Дело было возбуждено по статье 161, часть 1 («Грабеж», т.е. «открытое хищение чужого имущества»). С учетом того, что мне были нанесены повреждения острым режущим предметом, данное преступление с тем же успехом могло быть возбуждено по статье 162 («Разбой», — «нападение в целях хищения чужого имущества, совершенное с применением насилия, опасного для жизни или здоровья, либо с угрозой применения такого насилия»).
Как мне объяснили в штабе ОВД «Южное Медведково» следователя по делу назначено не было, все решения принимает исключительно дознаватель Исмагилова.

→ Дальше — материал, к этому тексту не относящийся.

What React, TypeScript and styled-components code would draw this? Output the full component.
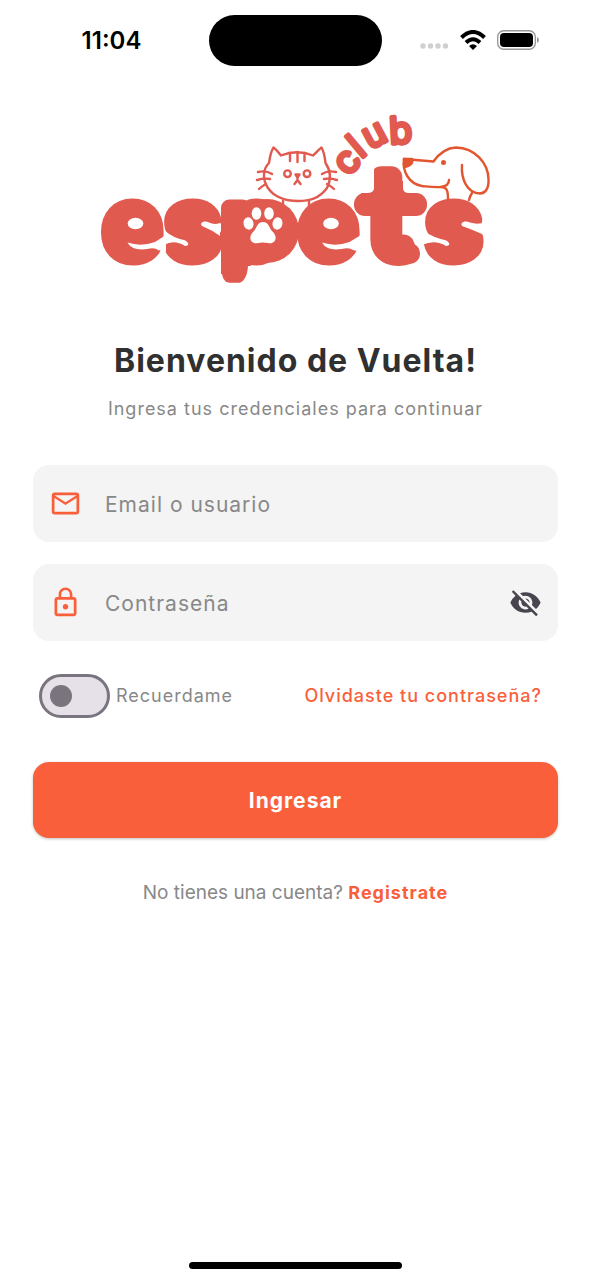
import React, { useState } from "react";
import styled, { createGlobalStyle } from "styled-components";
import { MdLockOutline, MdMailOutline, MdVisibility, MdVisibilityOff } from "react-icons/md";

const accent = "#fa5f3c";
const logoRed = "#e15a50";

const GlobalStyle = createGlobalStyle`
  * { box-sizing: border-box; }
  body {
    margin: 0;
    background: #fff;
    font-family: Inter, "Liberation Sans", sans-serif;
  }
  button, input { font: inherit; }
`;

const Screen = styled.div`
  min-height: 100vh;
  display: flex;
  flex-direction: column;
`;

const StatusBar = styled.header`
  display: grid;
  grid-template-columns: 1fr 173px 1fr;
  align-items: center;
  height: 80px;
`;

const Clock = styled.time`
  padding-left: 14px;
  text-align: center;
  font-size: 24px;
  font-weight: 600;
  color: #000;
`;

const Island = styled.div`
  height: 51px;
  border-radius: 26px;
  background: #000;
`;

const StatusIcons = styled.div`
  display: flex;
  align-items: center;
  justify-content: flex-end;
  gap: 10px;
  padding-right: 51px;
`;

const Main = styled.main`
  flex: 1;
  display: flex;
  flex-direction: column;
  align-items: center;
  padding: 25px 33px 0;
`;

const Logo = styled.svg`
  display: block;
  width: 400px;
  max-width: 100%;
  height: auto;
`;

const Title = styled.h1`
  margin: 51px 0 0;
  font-size: 32px;
  line-height: 40px;
  font-weight: 700;
  letter-spacing: 1px;
  color: #303030;
`;

const Subtitle = styled.p`
  margin: 16px 0 0;
  font-size: 18px;
  line-height: 24px;
  letter-spacing: 1px;
  color: #888;
`;

const Form = styled.form`
  align-self: stretch;
  display: flex;
  flex-direction: column;
  gap: 22px;
  margin-top: 44px;
`;

const Field = styled.label`
  display: flex;
  align-items: center;
  height: 77px;
  padding: 0 16px;
  border-radius: 16px;
  background: #f4f4f4;
  color: ${accent};
`;

const FieldInput = styled.input`
  flex: 1;
  min-width: 0;
  margin-left: 23px;
  padding: 2px 0 0;
  border: 0;
  outline: 0;
  background: none;
  font-size: 21px;
  letter-spacing: 1px;
  color: #303030;
  &::placeholder { color: #888; opacity: 1; }
`;

const IconButton = styled.button`
  display: flex;
  padding: 0;
  border: 0;
  background: none;
  color: #49454f;
  cursor: pointer;
`;

const Options = styled.div`
  display: flex;
  align-items: center;
  justify-content: space-between;
  margin-top: 11px;
  padding: 0 16px 0 6px;
  font-size: 18px;
  line-height: 24px;
  letter-spacing: 1px;
`;

const Remember = styled.label`
  display: flex;
  align-items: center;
  gap: 6px;
  color: #888;
`;

const Switch = styled.input`
  appearance: none;
  display: flex;
  align-items: center;
  width: 71px;
  height: 44px;
  margin: 0;
  padding: 0 8px;
  border: 3px solid #79747e;
  border-radius: 22px;
  background: #e6e0e9;
  cursor: pointer;
  &::before {
    content: "";
    width: 22px;
    height: 22px;
    border-radius: 50%;
    background: #79747e;
  }
  &:checked { justify-content: flex-end; background: ${accent}; border-color: ${accent}; }
  &:checked::before { background: #fff; }
`;

const TextLink = styled.a<{ $weight: number }>`
  color: ${accent};
  font-size: 18px;
  font-weight: ${(p) => p.$weight};
  letter-spacing: 1px;
  text-decoration: none;
`;

const Submit = styled.button`
  height: 76px;
  margin-top: 22px;
  border: 0;
  border-radius: 16px;
  background: ${accent};
  box-shadow: 0 1px 3px rgba(0, 0, 0, 0.25);
  color: #fff;
  font-size: 21px;
  font-weight: 700;
  letter-spacing: 1px;
  cursor: pointer;
`;

const SignUp = styled.p`
  margin: 43px 0 0;
  font-size: 19px;
  line-height: 24px;
  color: #888;
`;

const HomeIndicator = styled.div`
  width: 36%;
  height: 7px;
  margin: 0 auto 11px;
  border-radius: 4px;
  background: #000;
`;

function BrandLogo() {
  return (
    <Logo viewBox="95 105 400 185" role="img" aria-label="espets club">
      <g fontFamily='Inter, "Liberation Sans", sans-serif' fontWeight="700" fill={logoRed} stroke={logoRed} strokeLinejoin="round">
        <text fontSize="88" y="256" strokeWidth="17" x="105 167 223 301">espe</text>
        <text fontSize="113" fontWeight="400" y="254" x="370" strokeWidth="22">t</text>
        <text fontSize="88" y="256" x="428" strokeWidth="17">s</text>
      </g>
      <g fill="#fff">
        <path d="M350 168H373V188Q373 193 366 193H350Z" />
        <path d="M422 168H402V188Q402 193 408 193H422Z" />
        <path d="M218 274H221Q222 284 233 284V287H218Z" />
        <path d="M254 266H247Q246 284 233 284V287H254Z" />
      </g>
      <rect x="353" y="193" width="73" height="23" rx="11" fill={logoRed} />
      <rect x="384" y="243" width="35" height="21" rx="10" fill={logoRed} />
      <circle cx="266" cy="231" r="32" fill={logoRed} />
      <text
        fontFamily='Inter, "Liberation Sans", sans-serif'
        fontSize="37"
        fontWeight="400"
        fill={logoRed}
        stroke={logoRed}
        strokeWidth="4"
        strokeLinejoin="round"
        x="348 360 369 389"
        y="177 159 150 144"
        rotate="-50 -40 -28 -3"
      >
        club
      </text>
      {/* openings of the rounded wordmark */}
      <g fill="#fff">
        <ellipse cx="134.500" cy="223.500" rx="7.800" ry="5.800" />
        <ellipse cx="330" cy="223.500" rx="7.800" ry="5.800" />
        <path d="M126.500 242.500Q140 247 154 242L165 235V252L157 250Q154 247 146 249Q131 251 126.500 242.500Z" />
        <path d="M321 242.500Q334.500 247 348.500 242L360 235V252L352 250Q348.500 247 340.500 249Q325.500 251 321 242.500Z" />
        <path d="M219 223Q213 225 208 222.500C203 220 198 223 201 226Q211 230 219 236Z" />
        <path d="M163 230Q172 238 183 240C188 242 189 246 184 246Q173 239 163 245Z" />
        <path d="M485 222Q477 225 469 222.500C463 220 459 223 461 226Q475 231 485 236Z" />
        <path d="M421 230Q433 238 444 240C449 242 450 246 445 246Q434 239 421 245Z" />
      </g>
      <g fill="#fff">
        <ellipse cx="247.5" cy="223.5" rx="5" ry="6.2" transform="rotate(-12 247.5 223.5)" />
        <ellipse cx="255.5" cy="213.5" rx="4.8" ry="6.2" />
        <ellipse cx="268" cy="213.5" rx="4.8" ry="6.2" />
        <ellipse cx="276.5" cy="223.5" rx="5" ry="6.2" transform="rotate(12 276.5 223.5)" />
        <path d="M262 222c-6 0-6 6-9 9-7 6-3 14 4 12q5-1 10 0c7 2 11-6 4-12-3-3-3-9-9-9Z" />
      </g>
      <g fill="none" stroke={logoRed} strokeWidth="2.4" strokeLinecap="round" strokeLinejoin="round">
        <path d="M268 163C269 156 270 151 272.500 147.500C276 150 278 153 280 155.500Q296 149 312 155.500C315 153 317 150 320.500 147.500C323 152 324 158 324.500 163C330 171 330 180 326 188C318 199 308 201 297 201C285 201 273 197 267 188C261 179 262 169 268 163Z" />
        <path d="M289 153v8M296.500 152v10M303.500 153v8M282 201v8M308 201v8" />
        <circle cx="286.500" cy="173.700" r="3.300" />
        <circle cx="306" cy="173.700" r="3.300" />
        <path d="M294.500 174.500h4l-2 3ZM296.500 177v4M293.500 184l3-4 3 4" />
        <path d="M257 172q8-2 14 2M256 180q7-2 13-1M258 189q3-3 7-5M335 172q-8-2-14 2M336 180q-7-2-13-1M333 189q-3-3-7-5" />
      </g>
      <g fill="none" stroke="#e2552f" strokeWidth="2.400" strokeLinecap="round" strokeLinejoin="round">
        <path d="M403 159L432.500 161.500Q442 148 455 147.500C474 148 487 163 487.500 179C488 189 484 193.500 479 193.500C466 193 460 179 461 165" />
        <path d="M403 159C401 171 408 184 421 186C431 187 448 190 448 180M440 187C447 187 447 193 447 200M471 193Q469 196 468 200" />
        <path d="M403 159h8q2 6-7 8Z" fill="#e2552f" />
        <circle cx="442.500" cy="162.500" r="1.300" fill="#e2552f" />
      </g>
    </Logo>
  );
}

function SystemIcons() {
  return (
    <StatusIcons>
      <svg width="32" height="20" viewBox="0 0 32 20" fill="#cfcfcf" aria-hidden="true">
        <circle cx="5" cy="16" r="2.700" />
        <circle cx="12.500" cy="16" r="2.700" />
        <circle cx="20" cy="16" r="2.700" />
        <circle cx="27.500" cy="16" r="2.700" />
      </svg>
      <svg width="27" height="20" viewBox="0 0 27 20" fill="none" stroke="#000" strokeWidth="4" aria-hidden="true">
        <path d="M1.500 7.500Q13-3.500 24.500 7.500M6 12.500Q13 6 20 12.500" />
        <path d="M13 20L9 16Q13 12.500 17 16Z" fill="#000" stroke="none" />
      </svg>
      <svg width="43" height="20" viewBox="0 0 43 20" aria-hidden="true">
        <rect x="0.700" y="0.700" width="37.600" height="18.600" rx="6" fill="none" stroke="#999" strokeWidth="1.400" />
        <rect x="3" y="3" width="33" height="14" rx="4" />
        <path d="M40 7q2 1 2 3t-2 3Z" fill="#999" />
      </svg>
    </StatusIcons>
  );
}

export default function App() {
  const [visible, setVisible] = useState(false);
  return (
    <Screen>
      <GlobalStyle />
      <StatusBar>
        <Clock>11:04</Clock>
        <Island />
        <SystemIcons />
      </StatusBar>
      <Main>
        <BrandLogo />
        <Title>Bienvenido de Vuelta!</Title>
        <Subtitle>Ingresa tus credenciales para continuar</Subtitle>
        <Form onSubmit={(e) => e.preventDefault()}>
          <Field>
            <MdMailOutline size={33} />
            <FieldInput type="text" placeholder="Email o usuario" aria-label="Email o usuario" />
          </Field>
          <Field>
            <MdLockOutline size={33} />
            <FieldInput type={visible ? "text" : "password"} placeholder="Contraseña" aria-label="Contraseña" />
            <IconButton type="button" aria-label="Mostrar contraseña" onClick={() => setVisible(!visible)}>
              {visible ? <MdVisibility size={33} /> : <MdVisibilityOff size={33} />}
            </IconButton>
          </Field>
          <Options>
            <Remember>
              <Switch type="checkbox" role="switch" />
              Recuerdame
            </Remember>
            <TextLink href="#recuperar" $weight={500}>Olvidaste tu contraseña?</TextLink>
          </Options>
          <Submit type="submit">Ingresar</Submit>
        </Form>
        <SignUp>
          No tienes una cuenta? <TextLink href="#registro" $weight={700}>Registrate</TextLink>
        </SignUp>
      </Main>
      <HomeIndicator />
    </Screen>
  );
}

Честно говоря, я была уверена, что свидетельских показаний потерпевшего достаточно для того, чтобы оставить задержанного рецидивиста под стражей, а не выпускать на свободу.
Мне не хочется рассуждать о продажности или неподкупности сотрудников милиции. В те минуты, когда они не говорят протокольные слова и не выполняют свои прямые обязанности, их невозможно отличить от обычных людей.

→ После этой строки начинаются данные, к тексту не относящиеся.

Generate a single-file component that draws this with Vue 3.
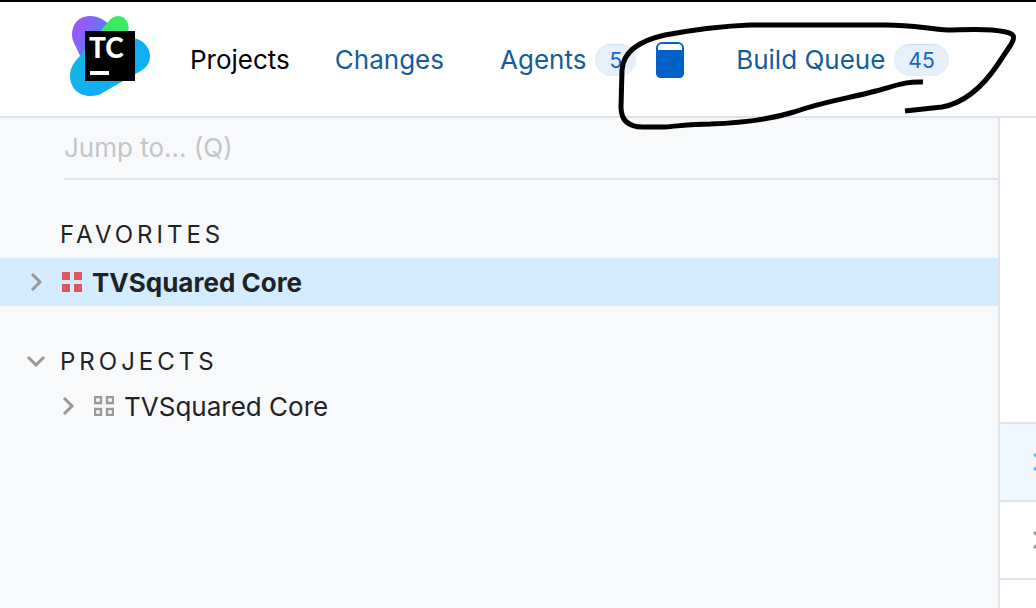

Это красивые девушки в должности дознавателя, которые классно сочетают сильный макияж со своей серой формой, — таких хоть прямо сейчас можно отправлять на телевидение вести «Спокойной ночи, малыши».
Это молодые заспанные дежурные офицеры, которые позволяют позвонить из ОВД домой, угощают своими сигаретами и сходу жалуются на сердце и давление, доставшее их в двадцать пять лет.
На столах рядом с их служебными ноутбуками можно увидеть надкусанные бутерброды с докторской колбасой и банки дешевого кофе, совсем как у представителей пресловутого «офисного планктона».
И они точно так же огребают от своего начальства и пытаются сделать так, чтобы геморроя на работе было поменьше.
Не исключено, что они действительно любят свою работу. Или возможности, которые эта работа предоставляет. От возвышенного права вмешиваться в жизнь других людей — кого выпускать на свободу, а кого подвергать опасности, - до банального увеличения собственного материального благосостояния.